Table top role-playing games (TTRPGs) are at an all time high in popularity, inspiring players' almost limitless creativity. This panel demonstrates that creativity inside and outside of religious traditions and encourages us to consider the positives and negatives of allowing our religious imaginations to run wild.
Even terrorists, pedophiles, and murderers play religious board games. This is the case with the Order of Nine Angles (ONA), a far-right, self-identified Satanic new religious movement currently spreading around the world, and their use of a board game, The Star Game. The beliefs and practices of the group have led to the ONA being labeled as a terrorist organization in many places, and they have confirmed ties to Neo-Nazi organizations, pedophiles, and murder plots. The Star Game influences and embodies all the beliefs and practices of the ONA. Scholars tend to overlook The Star Game despite its centrality to the Order, likely due to its nature as "just a game," which are often seen as trivial at best. In this paper I present a material culture study of The Star Game and argue for the importance of seriously studying religious board games.
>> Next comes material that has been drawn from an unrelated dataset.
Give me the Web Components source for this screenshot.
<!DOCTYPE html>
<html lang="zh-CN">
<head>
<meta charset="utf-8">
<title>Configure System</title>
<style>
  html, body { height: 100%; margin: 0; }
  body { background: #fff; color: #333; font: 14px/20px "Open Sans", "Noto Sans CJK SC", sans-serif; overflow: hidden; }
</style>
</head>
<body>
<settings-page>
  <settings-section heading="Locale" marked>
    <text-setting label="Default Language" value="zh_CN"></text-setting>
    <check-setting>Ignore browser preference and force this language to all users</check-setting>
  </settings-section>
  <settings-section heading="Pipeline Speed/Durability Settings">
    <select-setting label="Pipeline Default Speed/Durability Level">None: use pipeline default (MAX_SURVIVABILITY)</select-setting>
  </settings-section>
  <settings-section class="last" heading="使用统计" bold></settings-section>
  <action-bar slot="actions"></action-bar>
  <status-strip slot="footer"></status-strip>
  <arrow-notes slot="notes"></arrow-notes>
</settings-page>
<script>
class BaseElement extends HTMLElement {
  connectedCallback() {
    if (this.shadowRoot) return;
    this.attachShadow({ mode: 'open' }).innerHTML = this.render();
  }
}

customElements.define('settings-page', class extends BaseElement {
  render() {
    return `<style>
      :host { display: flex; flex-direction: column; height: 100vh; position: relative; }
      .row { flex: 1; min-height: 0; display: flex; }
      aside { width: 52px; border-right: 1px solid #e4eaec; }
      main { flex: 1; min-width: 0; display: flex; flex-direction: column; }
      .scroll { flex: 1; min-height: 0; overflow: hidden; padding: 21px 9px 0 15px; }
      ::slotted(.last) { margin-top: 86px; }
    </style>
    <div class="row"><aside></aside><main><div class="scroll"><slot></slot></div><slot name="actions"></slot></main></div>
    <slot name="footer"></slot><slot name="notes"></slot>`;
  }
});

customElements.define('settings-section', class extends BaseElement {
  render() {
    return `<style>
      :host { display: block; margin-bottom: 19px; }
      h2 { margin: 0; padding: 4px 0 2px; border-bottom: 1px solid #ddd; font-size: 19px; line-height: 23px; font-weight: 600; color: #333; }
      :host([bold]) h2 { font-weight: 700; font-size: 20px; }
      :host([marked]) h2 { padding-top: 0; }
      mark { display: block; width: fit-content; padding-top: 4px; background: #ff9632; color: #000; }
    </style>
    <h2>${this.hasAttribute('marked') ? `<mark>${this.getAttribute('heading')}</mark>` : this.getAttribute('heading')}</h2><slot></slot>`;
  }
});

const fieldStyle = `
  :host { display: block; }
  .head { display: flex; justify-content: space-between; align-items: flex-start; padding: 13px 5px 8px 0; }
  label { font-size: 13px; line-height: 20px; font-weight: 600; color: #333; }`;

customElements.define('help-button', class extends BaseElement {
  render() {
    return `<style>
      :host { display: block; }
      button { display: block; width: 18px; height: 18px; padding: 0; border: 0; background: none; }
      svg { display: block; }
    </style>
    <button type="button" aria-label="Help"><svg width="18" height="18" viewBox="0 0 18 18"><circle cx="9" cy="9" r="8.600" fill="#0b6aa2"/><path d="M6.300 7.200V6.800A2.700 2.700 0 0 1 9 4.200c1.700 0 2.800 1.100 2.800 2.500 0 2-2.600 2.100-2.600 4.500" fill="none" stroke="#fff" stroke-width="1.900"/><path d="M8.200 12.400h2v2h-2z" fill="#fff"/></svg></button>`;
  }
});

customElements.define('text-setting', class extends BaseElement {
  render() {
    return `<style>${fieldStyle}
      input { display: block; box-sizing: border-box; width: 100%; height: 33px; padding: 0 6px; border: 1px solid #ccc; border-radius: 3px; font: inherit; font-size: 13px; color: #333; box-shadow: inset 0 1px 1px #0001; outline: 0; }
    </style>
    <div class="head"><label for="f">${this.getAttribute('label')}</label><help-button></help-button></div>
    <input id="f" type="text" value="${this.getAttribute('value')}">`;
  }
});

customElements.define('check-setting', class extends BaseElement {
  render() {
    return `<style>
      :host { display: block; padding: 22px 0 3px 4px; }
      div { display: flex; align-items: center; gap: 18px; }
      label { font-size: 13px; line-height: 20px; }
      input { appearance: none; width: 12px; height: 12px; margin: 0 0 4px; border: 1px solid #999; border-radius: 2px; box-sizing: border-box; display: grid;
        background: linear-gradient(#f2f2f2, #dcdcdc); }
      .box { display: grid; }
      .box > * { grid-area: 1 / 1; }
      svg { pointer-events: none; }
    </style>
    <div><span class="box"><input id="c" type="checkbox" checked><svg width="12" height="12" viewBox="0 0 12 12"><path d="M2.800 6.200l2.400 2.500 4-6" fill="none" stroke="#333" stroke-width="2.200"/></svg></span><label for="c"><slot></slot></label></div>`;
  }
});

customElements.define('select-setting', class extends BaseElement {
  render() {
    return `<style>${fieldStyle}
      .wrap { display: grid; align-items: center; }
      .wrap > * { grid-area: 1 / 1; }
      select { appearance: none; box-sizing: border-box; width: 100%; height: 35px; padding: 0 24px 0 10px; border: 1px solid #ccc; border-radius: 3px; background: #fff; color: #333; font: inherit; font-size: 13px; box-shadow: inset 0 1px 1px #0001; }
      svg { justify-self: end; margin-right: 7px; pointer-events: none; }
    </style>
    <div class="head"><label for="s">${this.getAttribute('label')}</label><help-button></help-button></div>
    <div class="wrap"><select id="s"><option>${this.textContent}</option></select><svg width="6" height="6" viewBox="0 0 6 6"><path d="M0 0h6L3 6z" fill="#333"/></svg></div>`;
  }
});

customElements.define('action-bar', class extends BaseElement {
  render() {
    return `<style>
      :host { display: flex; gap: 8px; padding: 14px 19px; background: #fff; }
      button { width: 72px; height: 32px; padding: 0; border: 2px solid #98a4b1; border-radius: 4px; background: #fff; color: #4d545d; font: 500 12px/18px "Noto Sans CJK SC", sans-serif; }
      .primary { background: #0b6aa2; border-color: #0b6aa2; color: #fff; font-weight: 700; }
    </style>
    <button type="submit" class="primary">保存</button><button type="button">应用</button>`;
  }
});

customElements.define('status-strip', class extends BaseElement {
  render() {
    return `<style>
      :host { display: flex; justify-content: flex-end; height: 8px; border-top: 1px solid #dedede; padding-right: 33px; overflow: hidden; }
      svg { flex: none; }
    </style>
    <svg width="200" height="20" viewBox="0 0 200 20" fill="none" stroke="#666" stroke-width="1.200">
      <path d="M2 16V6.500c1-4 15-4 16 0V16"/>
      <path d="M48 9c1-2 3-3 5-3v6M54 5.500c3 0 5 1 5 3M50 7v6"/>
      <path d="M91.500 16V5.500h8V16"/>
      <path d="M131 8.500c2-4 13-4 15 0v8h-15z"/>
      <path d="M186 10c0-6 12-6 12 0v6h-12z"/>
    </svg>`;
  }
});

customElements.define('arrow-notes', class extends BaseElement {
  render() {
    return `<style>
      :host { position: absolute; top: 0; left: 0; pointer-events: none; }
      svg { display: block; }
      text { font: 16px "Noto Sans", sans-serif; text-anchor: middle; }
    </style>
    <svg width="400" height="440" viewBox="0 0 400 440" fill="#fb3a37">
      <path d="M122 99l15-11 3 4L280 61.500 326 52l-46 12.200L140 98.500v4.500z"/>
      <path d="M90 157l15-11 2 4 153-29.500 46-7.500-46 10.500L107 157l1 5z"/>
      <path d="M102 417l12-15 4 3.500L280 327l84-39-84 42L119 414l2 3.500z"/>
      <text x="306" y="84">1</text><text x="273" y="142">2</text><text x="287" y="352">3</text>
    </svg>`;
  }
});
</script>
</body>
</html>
Analog roleplaying games such as Ma Nishtana, Matza Matzah, and Dream Apart draw on the embodied and sensorial to transmit a continuity with Jewish traditions, even as the content of their games invites a queer reworking of historically significant Jewish narratives. Through the medium of play, they create new texts and contexts -- but by preserving ritual structure and specific sensations of touch and taste, they also remain in clear conversation with Jewish culture. This is especially notable given the way the games make space for non-Jewish players and those without any prior knowledge of the traditions they engage. To encounter Judaism through these games is to learn via affect: first by touch and by feel, and only later by text and history.
Drawing on clothing studies, as well as performance and play studies, this paper asks how and why tabletop role-playing game (TTRPG) players wear religiously-charged clothing. Physical elements of roleplaying decrease friction as players’ virtually experience what their characters experience in the world of the game. Articles of clothing and accessories can make aspects of fictional experiences tangible in the real world, and usher players into deeper enjoyment of the game world’s activities. This paper explores what happens when real clothing operationalizess player attachments to both game- and real-world religious systems, objects, and ideas to modulate experience. Namely, the use of worn religion artifacts affectively connects players to their characters’ worlds and experiences and taps into games’ power for personal growth and change.